The other book I want to bring up that was far outside of my comfort zone is ALL THE LIGHT WE CANNOT SEE by Anthony Doerr. I don't read a lot of historical fiction. When I do, it doesn't really revolve around the World War II era. This was a book that I kept hearing about. It made every single best seller's list you can think of. It won a Pulitzer -- a Pulitzer! It is a National Book Award finalist. It won the Goodreads Choice Award in its category. The New York Times Book Review listed it as one of the year's top ten books. On and on goes the list. I was trying to read all the "Best" books of the year for my yearly wrap-up and figured I'd at least read the beginning.
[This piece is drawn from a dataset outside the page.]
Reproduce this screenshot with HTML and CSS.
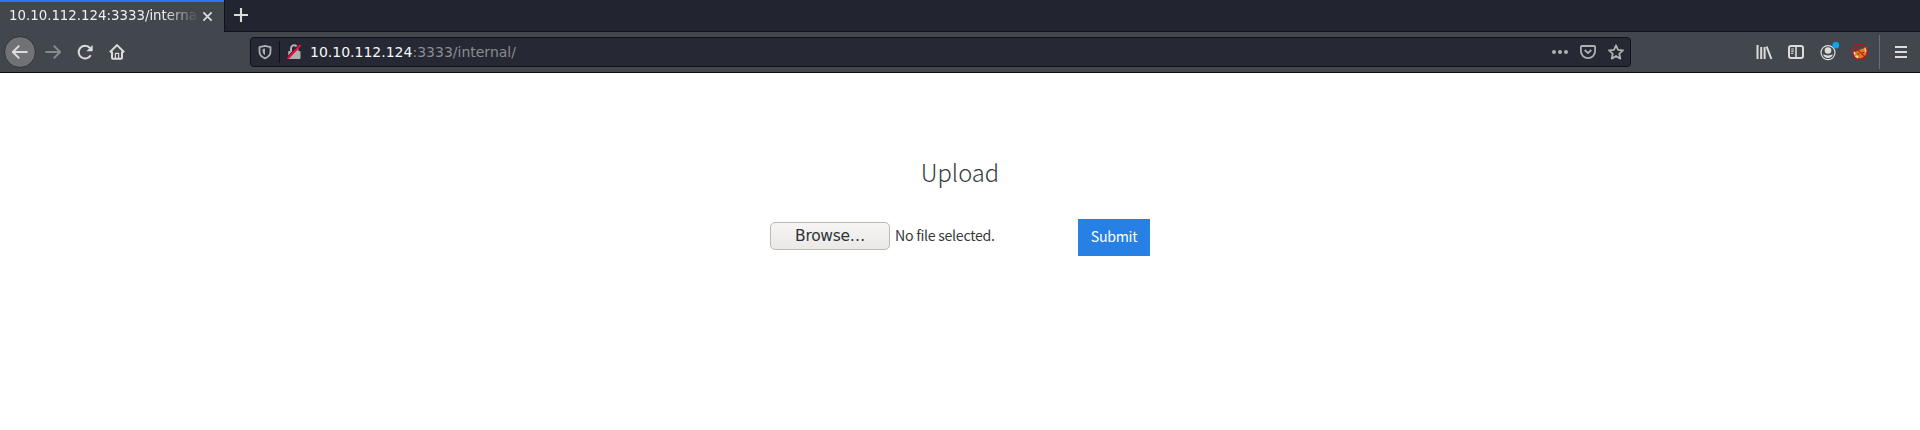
FILE: index.html
```html
<!DOCTYPE html>
<html lang="en">
<head>
<meta charset="utf-8">
<title>Upload</title>
<link rel="stylesheet" href="styles.css">
</head>
<body>
<header class="browser">
  <div class="tabs">
    <div class="tab">
      <span class="tab-title">10.10.112.124:3333/internal/</span>
      <svg class="tab-close" viewBox="0 0 12 12"><path d="M1.5 1.5l9 9M10.5 1.5l-9 9"/></svg>
    </div>
    <div class="new-tab"><svg viewBox="0 0 16 16"><path d="M8 1v14M1 8h14"/></svg></div>
  </div>
  <div class="toolbar">
    <div class="nav">
      <span class="back"><svg class="icon" viewBox="0 0 16 16"><path d="M15.5 8H1M7.2 1.6L.9 8l6.3 6.4"/></svg></span>
      <span class="tool forward"><svg class="icon" viewBox="0 0 16 16"><path d="M.5 8H15M8.8 1.6L15.1 8l-6.3 6.4"/></svg></span>
      <span class="tool"><svg class="icon" viewBox="0 0 16 16"><path d="M13.7 11.2A6.4 6.4 0 1 1 13 4"/><path class="solid" d="M15.7 1v6.3H9.4z"/></svg></span>
      <span class="tool"><svg class="icon" viewBox="0 0 16 16"><path d="M.8 8.2L8 1.1l7.2 7.1M3 7.5v6.2q0 1 1 1h8q1 0 1-1V7.5"/><path class="thin" d="M6.4 14V9.3h3.2V14"/></svg></span>
    </div>
    <div class="urlbar">
      <svg class="icon shield" viewBox="0 0 16 16"><path d="M8 1.8l5.5 1.3v4.4c0 3.3-2.1 5.5-5.5 6.8-3.4-1.3-5.5-3.5-5.5-6.8V3.1z"/><path class="solid" d="M8 4.5v6.8C6.4 10 5.6 9 5.6 7V5.1z"/></svg>
      <span class="identity-line"></span>
      <svg class="icon lock" viewBox="0 0 16 16"><path d="M5 8V4.5a3.2 3.2 0 0 1 6.4 0V8"/><path class="solid" d="M3.2 7h10q1.3 0 1.3 1V14q0 1-1 1H3.2q-1 0-1-1V8q0-1 1-1z"/><path class="strike-gap" d="M1.6 13.4L13 1"/><path class="strike" d="M1.5 15L14.5 1"/></svg>
      <span class="url"><b>10.10.112.124</b>:3333/internal/</span>
      <span class="page-actions">
        <svg class="icon" viewBox="0 0 16 16"><g class="solid"><circle cx="2" cy="8" r="2"/><circle cx="8" cy="8" r="2"/><circle cx="14" cy="8" r="2"/></g></svg>
        <svg class="icon" viewBox="0 0 16 16"><path d="M2 2h12q1.1 0 1.1 1.1V7A7.1 7.1 0 0 1 .9 7V3.1Q.9 2 2 2z"/><path d="M4.7 6L8 9.2 11.3 6"/></svg>
        <svg class="icon" viewBox="0 0 16 16"><path d="M8 1.3l2 4.5 5 .6-3.7 3.3 1 4.9L8 12.1l-4.3 2.5 1-4.9L1 6.4l5-.6z"/></svg>
      </span>
    </div>
    <div class="extras">
      <svg class="icon" viewBox="0 0 16 16"><path d="M1.5 1v14M5.2 3v12M8.6 3v12M10.6 2.5L15.4 15"/></svg>
      <svg class="icon" viewBox="0 0 16 16"><rect x="1" y="2" width="14" height="12" rx="2"/><path class="mid" d="M8 2v12"/><path class="thin" d="M3.2 5h2.6M3.2 7.2h2.6M3.2 9.4h2"/></svg>
      <svg class="icon" viewBox="0 0 16 16"><circle class="thin" cx="8" cy="8.6" r="7"/><circle class="solid" cx="8" cy="6.5" r="3.3"/><path class="solid" d="M3 10.3c3 1.5 7 1.5 10 0-.7 2.4-2.6 3.8-5 3.8s-4.3-1.4-5-3.8z"/><circle class="alert" cx="15.8" cy="1.2" r="3.3"/></svg>
      <svg class="icon" viewBox="0 0 16 16"><path class="fox" d="M2.5 8.5l3-1.7L9 5l4.5-1 1.3 3-1.3 4.5-4 2.8-5 .3L2 12z"/><path class="fur" d="M12.2 3.6h2.6l.4 3.4-1.7 1.2zM1 8.2l1.8-.6.8 2.4-1.4 1zM2.5 12.2l2.5-1 1.5 1.5-.5 2-2.8-.8z"/><path class="ink" d="M5.6 9.4h1.5v1.2H5.6zM10.4 8h1.4v1.2h-1.4z"/><circle class="ban" cx="8" cy="8" r="7.3"/><path class="ban" d="M2.8 2.8l10.4 10.4"/></svg>
      <span class="divider"></span>
      <svg class="icon menu" viewBox="0 0 16 16"><path d="M2 3h12M2 8h12M2 13h12"/></svg>
    </div>
  </div>
</header>
<main class="page">
  <h1>Upload</h1>
  <form class="upload">
    <button class="browse" type="button">Browse…</button>
    <span class="file-name">No file selected.</span>
    <button class="submit" type="button">Submit</button>
  </form>
</main>
</body>
</html>
```
FILE: styles.css
```css
* { box-sizing: border-box; }
body { margin: 0; height: 430px; overflow: hidden; background: #fff; }
svg { fill: none; stroke: currentColor; flex: none; overflow: visible; }
.browser { height: 73px; background: #42464d; border-bottom: 1px solid #0c0c10; font-family: "DejaVu Sans", sans-serif; color: #dcdcda; }
.tabs { display: flex; height: 32px; background: #22252f; }
.tab { width: 224px; height: 32px; padding: 0 11px 2px 9px; display: flex; align-items: center; gap: 6px; background: #42464d; border-top: 2px solid #2a77f5; }
.tab-title { width: 187px; overflow: hidden; white-space: nowrap; font-size: 13.33px; line-height: 20px; color: #f0f0ef; mask-image: linear-gradient(to right, #000 155px, transparent 190px); }
.tab-close { width: 11px; height: 11px; stroke-width: 1.9; }
.new-tab { flex: 1; display: flex; align-items: center; padding: 0 0 2px 8px; border-left: 1px solid #111319; border-bottom: 1px solid #111319; }
.new-tab svg { width: 16px; height: 16px; stroke-width: 2.1; }
.toolbar { display: flex; align-items: center; height: 40px; padding-left: 4px; }
.icon { width: 16px; height: 16px; stroke-width: 2; stroke-linejoin: round; }
.solid { fill: currentColor; stroke: none; }
.thin { stroke-width: 1.2; }
.mid { stroke-width: 1.6; }
.nav { display: flex; align-items: center; width: 246px; }
.back { width: 32px; height: 32px; display: flex; align-items: center; justify-content: center; border: 1px solid #303238; border-radius: 50%; background: #717276; margin-right: 1px; }
.tool { width: 32px; display: flex; justify-content: center; }
.forward { color: #888a8e; }
.urlbar { display: flex; align-items: center; width: 1381px; height: 30px; padding: 0 6px; border: 1px solid #0f1118; border-radius: 4px; background: #262833; color: #b0b0b2; }
.identity-line { width: 1px; height: 22px; margin: 0 6px; background: #0e0f16; }
.shield { stroke-width: 1.8; }
.lock { stroke-width: 2; }
.strike-gap { stroke: #262833; stroke-width: 1.6; }
.strike { stroke: #f20c3c; stroke-width: 2; }
.url { flex: 1; margin-left: 8px; font-size: 14px; line-height: 20px; color: #8c8c91; white-space: nowrap; }
.url b { font-weight: normal; color: #f8f8f8; }
.page-actions { display: flex; gap: 12px; }
.page-actions .icon { stroke-width: 1.8; }
.extras { flex: 1; display: flex; align-items: center; gap: 16px; padding: 0 11px 0 125px; }
.divider { width: 1px; height: 34px; margin: 0 -3px 0 -5px; background: #6a6c72; }
.alert { fill: #08a7f1; stroke: none; }
.fox { fill: #e07a1c; stroke: none; }
.fur { fill: #f3dfbd; stroke: none; }
.ink { fill: #44301f; stroke: none; }
.ban { stroke: #cc1111; stroke-width: 1.2; }
.page { padding-top: 79px; font-family: "Noto Sans CJK JP", sans-serif; color: #373a3c; }
h1 { margin: 0; text-align: center; font-size: 23.7px; line-height: 40px; font-weight: 200; }
.upload { display: flex; align-items: center; width: 380px; margin: 27px auto 0; }
.browse { width: 120px; height: 28px; padding: 0 0 1px; border: 1px solid #bcb8b2; border-radius: 5px; background: linear-gradient(#f6f5f4, #eae9e7); font: 15.5px/20px "DejaVu Sans", sans-serif; letter-spacing: -0.3px; color: #2e3436; margin-bottom: 3px; }
.file-name { flex: 1; padding: 0 0 5px 5px; font-size: 14.2px; line-height: 22px; letter-spacing: -0.3px; }
.submit { width: 72px; height: 37px; padding: 0 0 3px; border: 0; background: #2780e3; color: #fff; font: 14.2px/22px "Noto Sans CJK JP", sans-serif; letter-spacing: -0.3px; }
```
I downloaded a free sample on my e-reader. On Christmas Eve. I got through the sample and needed more immediately. Stores were closed because it was Christmas Eve. They were closed the next day for Christmas. I wound up paying full price to buy the e-book, which is something I never do. (I also bought a physical copy last year when I saw it at the library book sale.) 

ALL THE LIGHT WE CANNOT SEE was impossible to put down. The writing was gorgeous and nuanced. I loved that the focus wasn't the concentration camps, but split between a smart German boy forced to become one of Hitler's Youth if he wanted to go to school and a girl escaping France during the bombings.  I liked that the focus was on aspects of WWII that we don't hear about as much and was fascinated with their experiences.

Sometimes, taking a chance on something outside your comfort zone opens you up to a whole new world. Maybe you'll start liking that thing more now that you've been exposed to it. Maybe you'll learn and grow. Maybe you would have missed out on something amazing. Not just in the world of books, but the world at large. Referring to books, of  course, these are two books that vastly impacted me and became forever favorites in their genre, and I would have missed out on something amazing if I only stuck to the tried and true.

What have been some of your best Out of Comfort Zone Moments?